-- Exercise task --
Return, without pictures, the lines from the start of the data through the one that contains "import React from".

::::

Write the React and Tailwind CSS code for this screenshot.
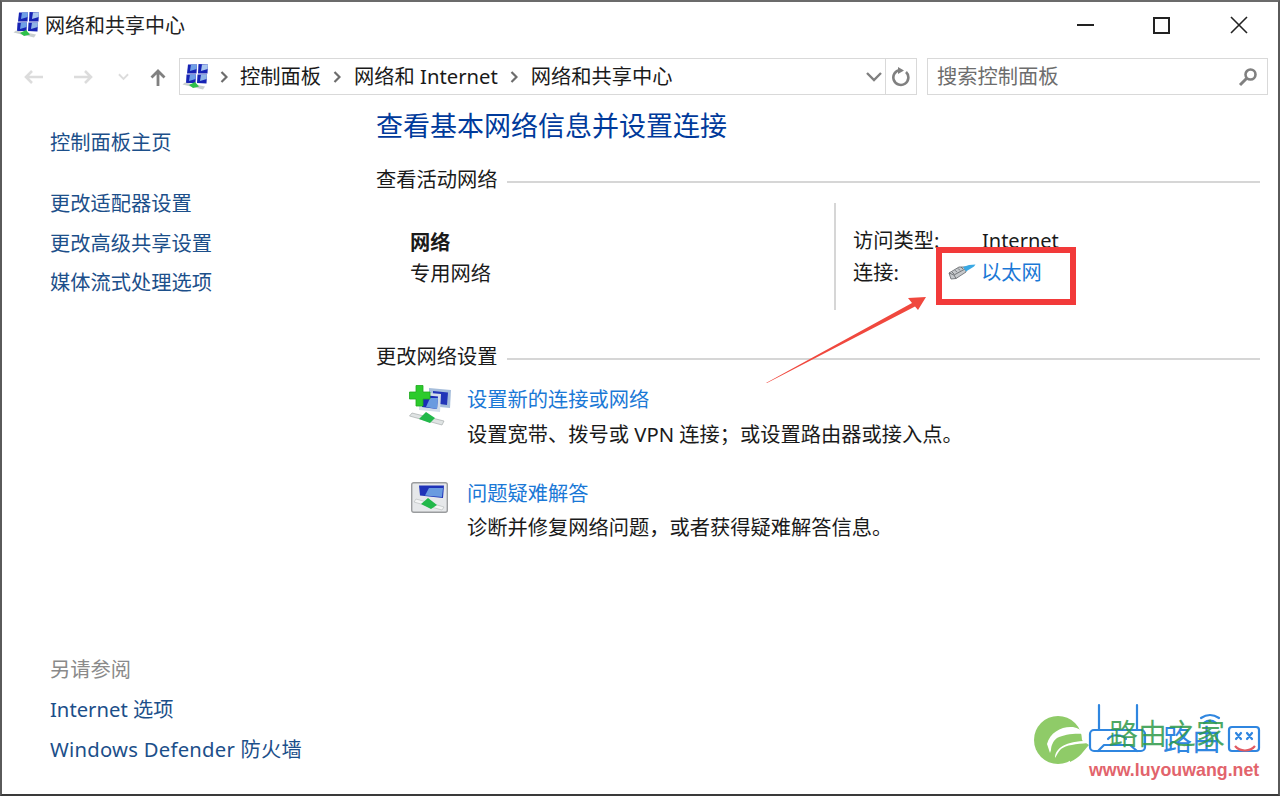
import React from "react";

function NetIcon({ className }) {
  return (
    <svg viewBox="0 0 26 26" className={className}>
      <path d="M6 0.5 L15 0.5 L14.5 9.5 L5 9.5 Z" fill="#1623b4" />
      <path d="M16.5 0 L26 0.5 L25.5 9.5 L16 9.5 Z" fill="#1623b4" />
      <path d="M4.5 10.5 L14 10.5 L13.5 19 L4 19 Z" fill="#1623b4" />
      <path d="M15.5 10.5 L25 10.5 L24.5 19.5 L15 19 Z" fill="#1623b4" />
      <path d="M9 0.5 L15 0.5 L14.7 5 L8 7 Z" fill="#6f9fe6" />
      <path d="M20 0.5 L26 0.5 L25.7 5 L19 7 Z" fill="#a9c6ee" />
      <path d="M8 10.5 L14 10.5 L13.7 15 L7 17 Z" fill="#6f9fe6" />
      <path d="M19 10.5 L25 10.5 L24.7 15 L18 17 Z" fill="#8fb4e6" />
      <path d="M0.5 20.5 L21 25.5 L23 22.5 L3 18.5 Z" fill="#c9cfcf" />
      <path d="M7 21 L13 18 L17 22.5 L11 24 Z" fill="#2fc04a" />
    </svg>
  );
}

function PlugIcon({ className }) {
  return (
    <svg viewBox="0 0 28 16" className={className}>
      <path d="M1 9 L11 3 L18 3 L18 8 L8 14.5 L3 15 Z" fill="#c5c8cb" stroke="#6f7377" strokeWidth="0.9" />
      <path d="M1 9 L6 11 L8 14.5 M6 11 L17 5 M4 8 L6 10 M7 6.2 L9 8.2 M10 4.4 L12 6.4 M13 3 L15 5" stroke="#5f6367" strokeWidth="0.8" fill="none" />
      <path d="M15 3 L21 1 L27.5 0.5 L26 2.5 L18 7.5 Z" fill="#3aa9e4" />
    </svg>
  );
}

function NewConnIcon({ className }) {
  return (
    <svg viewBox="0 0 42 42" className={className}>
      <path d="M20 3 L42 5 L41 23 L20 21 Z" fill="#a6bedb" />
      <path d="M24 6 L39 7.5 L38 20 L24 18 Z" fill="#2236b8" />
      <path d="M10 7 L32 9 L31 27 L10 25 Z" fill="#d4deea" />
      <path d="M13 10 L29 11.5 L28 24 L13 22 Z" fill="#1a2cb8" />
      <path d="M21 13 L29 13 L28 24 L17 22 Z" fill="#6a9be0" />
      <path d="M7 0.5 L14 0.5 L14 7 L21 7 L21 14 L14 14 L14 21 L7 21 L7 14 L0.5 14 L0.5 7 L7 7 Z" fill="#2ccb2c" stroke="#1fa81f" strokeWidth="0.8" />
      <path d="M0.5 31 L33 40 L35 36 L3 28 Z" fill="#dfe3e3" stroke="#a8aeae" strokeWidth="0.7" />
      <path d="M10 34 L17 27 L26 33 L21 38 Z" fill="#22b84a" />
    </svg>
  );
}

function TroubleIcon({ className }) {
  return (
    <svg viewBox="0 0 37 31" className={className}>
      <rect x="0.7" y="0.7" width="35.6" height="29.6" rx="2" fill="#e6e8ea" stroke="#9a9c9e" strokeWidth="1.4" />
      <path d="M8 3.5 L33 3.5 L32 16 L9 13.5 Z" fill="#1f33b8" />
      <path d="M18 6 L32 6 L31 15 L14 13.5 Z" fill="#6a9be0" />
      <path d="M3 20 L31 28 L33 25 L5 17 Z" fill="#f4f5f5" stroke="#a8aeae" strokeWidth="0.5" />
      <path d="M10 22 L17 16 L26 23 L20 27 Z" fill="#22b84a" />
    </svg>
  );
}

function Watermark() {
  return (
    <div className="absolute right-0 bottom-0 w-[260px] h-[106px] pointer-events-none">
      <svg viewBox="0 0 260 106" className="absolute inset-0 w-full h-full" fill="none">
        <circle cx="38" cy="50" r="24" fill="#8fcb68" />
        <path d="M50 72 C60 68 64 60 69 55 L50 42 Z" fill="#8fcb68" />
        <path d="M27 54 C30 42 42 36 53 37 C58 38 62 40 65 44 C56 43 44 44 37 48 C33 51 31 56 31 60 L30 63 Z" fill="#fff" />
        <path d="M35 68 C35 58 46 51 67 51 L68 53 C56 54 46 55 41 59 C38 62 37 65 35 68 Z" fill="#fff" />
        <g stroke="#2f86e0" strokeWidth="2.2" strokeLinecap="round" strokeLinejoin="round">
          <path d="M79 15 V39 M117 15 V39" />
          <rect x="70" y="40" width="55" height="21" rx="4" />
          <path d="M78 61 L84 55 H110 L117 61" />
          <path d="M88 49 C92 44 102 44 106 49" />
          <rect x="209" y="37" width="30" height="24" rx="3" />
          <path d="M216 43 L221 49 M221 43 L216 49 M227 43 L232 49 M232 43 L227 49" />
          <path d="M184 33 C188 30 192 30 196 33 M181 28 C187 24 193 24 199 28" />
        </g>
        <path d="M215 56 C220 62 230 62 235 56" stroke="#e25b62" strokeWidth="2.2" />
      </svg>
      <div className="absolute left-[143px] top-[31px] text-[29px] leading-[34px] text-[#2f86e0] whitespace-nowrap font-['Noto_Sans_CJK_SC',sans-serif]">路由</div>
      <div className="absolute left-[89px] top-[24px] text-[29px] leading-[36px] text-[#2f9a4a] opacity-85 whitespace-nowrap font-['Noto_Sans_CJK_SC',sans-serif]">路由之家</div>
      <div className="absolute left-[69px] top-[70px] text-[17.8px] leading-[20px] font-bold text-[#e2646c] whitespace-nowrap font-['Liberation_Sans',sans-serif]">www.luyouwang.net</div>
    </div>
  );
}

function Annotation() {
  return (
    <>
      <div className="absolute left-[936px] top-[247px] w-[140px] h-[58px] border-[6px] border-[#f23a3a]" />
      <svg className="absolute left-[760px] top-[290px] w-[170px] h-[95px]" viewBox="0 0 170 95">
        <path d="M6 93 L152 13 L148 8 L166 7 L158 20 L155 16.5 L7 93 Z" fill="#f0483e" />
      </svg>
    </>
  );
}

function Section({ title }) {
  return (
    <div className="flex items-center gap-[9px] h-[28px] text-[20.25px] text-[#1a1a1a]">
      <span className="whitespace-nowrap">{title}</span>
      <div className="flex-1 h-[2px] mt-[6px] bg-[#d6d6d6]" />
    </div>
  );
}

export default function App() {
  return (
    <div className="relative w-[1280px] h-[796px] overflow-hidden bg-white border-x-2 border-t-2 border-b-2 border-t-[#6b6b6b] border-x-[#5a5a5a] border-b-[#3a3a3a] font-['Noto_Sans','Noto_Sans_CJK_SC',sans-serif] text-[#1a1a1a] flex flex-col">
      {/* title bar */}
      <div className="flex items-center h-[46px] pl-[11px] shrink-0">
        <NetIcon className="w-[26px] h-[26px]" />
        <span className="ml-[6px] text-[20px] leading-none text-[#222] mt-[2px]">网络和共享中心</span>
        <div className="ml-auto flex items-center pr-[30px] gap-[60px]">
          <div className="w-[17px] h-[2px] bg-[#222]" />
          <div className="w-[17px] h-[17px] border-2 border-[#222] -ml-[1px]" />
          <svg viewBox="0 0 18 18" className="w-[18px] h-[18px]"><path d="M1 1 L17 17 M17 1 L1 17" stroke="#222" strokeWidth="1.6" /></svg>
        </div>
      </div>

      {/* nav row */}
      <div className="flex items-center h-[37px] mt-[10px] pl-[22px] shrink-0">
        <svg viewBox="0 0 20 16" className="w-[20px] h-[16px]"><path d="M19 8 H2 M8 2 L2 8 L8 14" stroke="#dcdcdc" strokeWidth="2.6" fill="none" /></svg>
        <svg viewBox="0 0 20 16" className="w-[20px] h-[16px] ml-[29px]"><path d="M1 8 H18 M12 2 L18 8 L12 14" stroke="#dcdcdc" strokeWidth="2.6" fill="none" /></svg>
        <svg viewBox="0 0 12 8" className="w-[11px] h-[8px] ml-[25px]"><path d="M1 1 L6 6 L11 1" stroke="#dcdcdc" strokeWidth="2" fill="none" /></svg>
        <svg viewBox="0 0 16 18" className="w-[16px] h-[18px] ml-[21px] mt-[3px]"><path d="M8 17 V2 M1.5 8.5 L8 2 L14.5 8.5" stroke="#808080" strokeWidth="2.8" fill="none" /></svg>
        <div className="flex items-center ml-[13px] w-[738px] h-[37px] border border-[#d9d9d9]">
          <NetIcon className="w-[26px] h-[26px] ml-[2px]" />
          <Crumb className="ml-[12px]" />
          <span className="ml-[12px] text-[20.25px]">控制面板</span>
          <Crumb className="ml-[12px]" />
          <span className="ml-[13px] text-[20.25px]">网络和 Internet</span>
          <Crumb className="ml-[12px]" />
          <span className="ml-[13px] text-[20.25px]">网络和共享中心</span>
          <div className="ml-auto flex items-center h-full">
            <svg viewBox="0 0 16 10" className="w-[16px] h-[10px] mr-[3px]"><path d="M1 1 L8 8 L15 1" stroke="#808080" strokeWidth="2.4" fill="none" /></svg>
            <div className="w-[1px] h-full bg-[#d9d9d9]" />
            <svg viewBox="0 0 20 20" className="w-[20px] h-[20px] mx-[5px]"><path d="M15 5 A7.5 7.5 0 1 1 9 3" stroke="#808080" strokeWidth="2.6" fill="none" /><path d="M7 0 L13 3.5 L7 7 Z" fill="#808080" /></svg>
          </div>
        </div>
        <div className="flex items-center ml-[10px] w-[341px] h-[37px] border border-[#d9d9d9] pl-[9px] pr-[9px]">
          <span className="text-[20.25px] text-[#6d6d6d]">搜索控制面板</span>
          <svg viewBox="0 0 20 20" className="w-[20px] h-[20px] ml-auto"><circle cx="12.5" cy="7.5" r="5" stroke="#808080" strokeWidth="2.6" fill="none" /><path d="M8.5 11.5 L2 18" stroke="#808080" strokeWidth="3" /></svg>
        </div>
      </div>

      {/* body */}
      <div className="flex flex-1 min-h-0">
        <aside className="w-[374px] shrink-0 pl-[48px] flex flex-col text-[20.25px] leading-[28px]">
          <a className="mt-[33px] text-[#1c4f8a]">控制面板主页</a>
          <a className="mt-[33px] text-[#1c4f8a]">更改适配器设置</a>
          <a className="mt-[12px] text-[#1c4f8a]">更改高级共享设置</a>
          <a className="mt-[11px] text-[#1c4f8a]">媒体流式处理选项</a>
          <div className="mt-auto flex flex-col mb-[31px]">
            <span className="text-[#8a8a8a]">另请参阅</span>
            <a className="mt-[12px] text-[#1c4f8a]">Internet 选项</a>
            <a className="mt-[12px] text-[#1c4f8a] tracking-[0.25px]">Windows Defender 防火墙</a>
          </div>
        </aside>

        <main className="flex-1 pr-[18px] flex flex-col">
          <h1 className="mt-[12px] text-[27px] leading-[38px] text-[#003a9b] font-normal whitespace-nowrap">查看基本网络信息并设置连接</h1>
          <div className="mt-[20px]"><Section title="查看活动网络" /></div>

          <div className="flex mt-[10px] h-[107px] text-[20.25px] leading-[31px]">
            <div className="w-[458px] pl-[34px] pt-[24px]">
              <div className="font-bold">网络</div>
              <div>专用网络</div>
            </div>
            <div className="w-[2px] bg-[#d6d6d6]" />
            <div className="pl-[17px] pt-[21px]">
              <div className="flex h-[32px] items-center"><span className="w-[129px]">访问类型:</span><span className="text-[20px]">Internet</span></div>
              <div className="flex items-center h-[32px]">
                <span className="w-[95px]">连接:</span>
                <PlugIcon className="w-[28px] h-[16px]" />
                <a className="ml-[5px] text-[#1a78d6]">以太网</a>
              </div>
            </div>
          </div>

          <div className="mt-[32px]"><Section title="更改网络设置" /></div>

          <div className="flex mt-[12px] pl-[33px]">
            <NewConnIcon className="w-[42px] h-[42px] mt-[3px]" />
            <div className="ml-[16px] text-[20.25px] leading-[35px]">
              <a className="block text-[#1a78d6]">设置新的连接或网络</a>
              <div>设置宽带、拨号或 VPN 连接；或设置路由器或接入点。</div>
            </div>
          </div>
          <div className="flex mt-[24px] pl-[35px]">
            <TroubleIcon className="w-[37px] h-[31px] mt-[6px]" />
            <div className="ml-[19px] text-[20.25px] leading-[34px]">
              <a className="block text-[#1a78d6]">问题疑难解答</a>
              <div>诊断并修复网络问题，或者获得疑难解答信息。</div>
            </div>
          </div>
        </main>
      </div>

      <Overlay />
    </div>
  );
}

function Overlay() {
  return (
    <div className="absolute -left-[2px] -top-[2px] w-[1280px] h-[796px] pointer-events-none">
      <Annotation />
      <Watermark />
    </div>
  );
}

function Crumb({ className }) {
  return (
    <svg viewBox="0 0 8 12" className={"w-[8px] h-[12px] " + className}><path d="M1.5 1 L6.5 6 L1.5 11" stroke="#6d6d6d" strokeWidth="2.2" fill="none" /></svg>
  );
}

::::

-- Solution --
Write the React and Tailwind CSS code for this screenshot.
import React from "react";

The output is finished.